It may sound like something out of science fiction, but it’s totally true. After editing the DNA of a bioluminescent mushroom, researchers at Planta managed to transfer the genetic code into a tobacco plant. It’s a huge and exciting accomplishment in the world of science, as it opens up possibilities for other glow-in-the-dark living organisms.
Other plants, flowers, and who knows what else could undergo the process that gives them a “pleasant green aura that emanates from their living energy,” the researchers explained. And it’s simply magical to behold the results. We want to see them try it with a rose so we can live out our Beauty and the Beast fantasy.
How They Did It
Let’s break down how they came to this point. The researchers discovered that some mushrooms with bioluminescence metabolically share similarities to the natural processes found in plants. That allowed for them to transfer the DNA into that of a tobacco plant, and lend it some of the glow.

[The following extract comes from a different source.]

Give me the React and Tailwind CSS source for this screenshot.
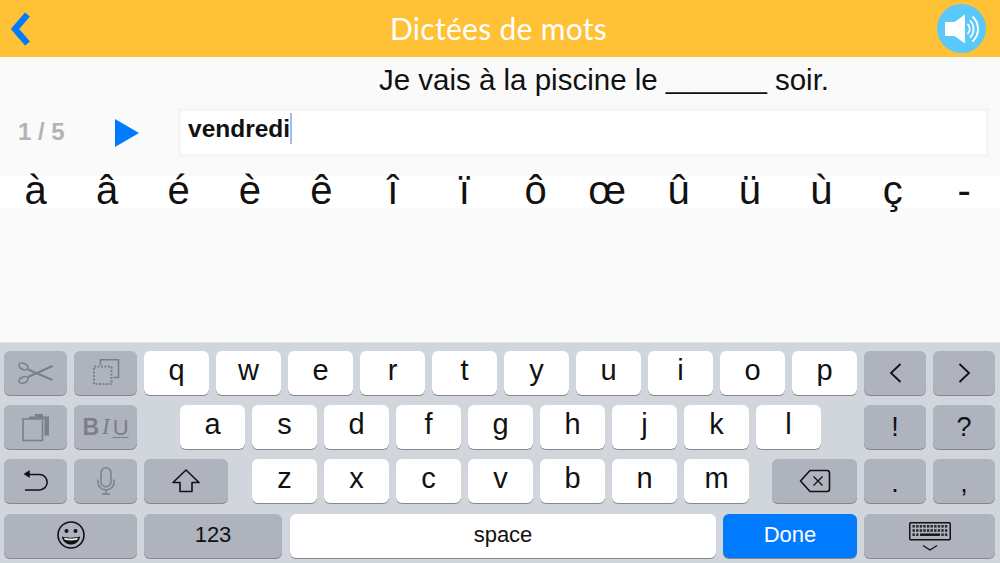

The reason why it had never been done before was because scientists hadn’t yet found the mechanism inside of the mushroom that gave them their luminescence. Discovering where that was was the most significant breakthrough in allowing for DNA transfer between advanced multicellular organisms. The organic molecule in the mushroom responsible for the light emission is closely related to the way plants make cell walls, therefore, allowing the scientists a way in.
Now, we have glow-in-the-dark flowers that are visible to the naked human eye when there’s no other light source. “They glow both in the dark and in the daylight,” explained the research team. They claim to have made the plant glow 10 times brighter than it normally would have. It was so bright, in fact, that it could be captured by your average smartphone camera.
What really interests us is how aging and trauma affected the luminescence of the plant. The scientists found that the glow would diminish as the leaves of a plant got older, and would strengthen in areas that suffered damage. The actual flowers themselves produced the brightest glow, too. We can’t wait to see where this exciting discovery goes in the future.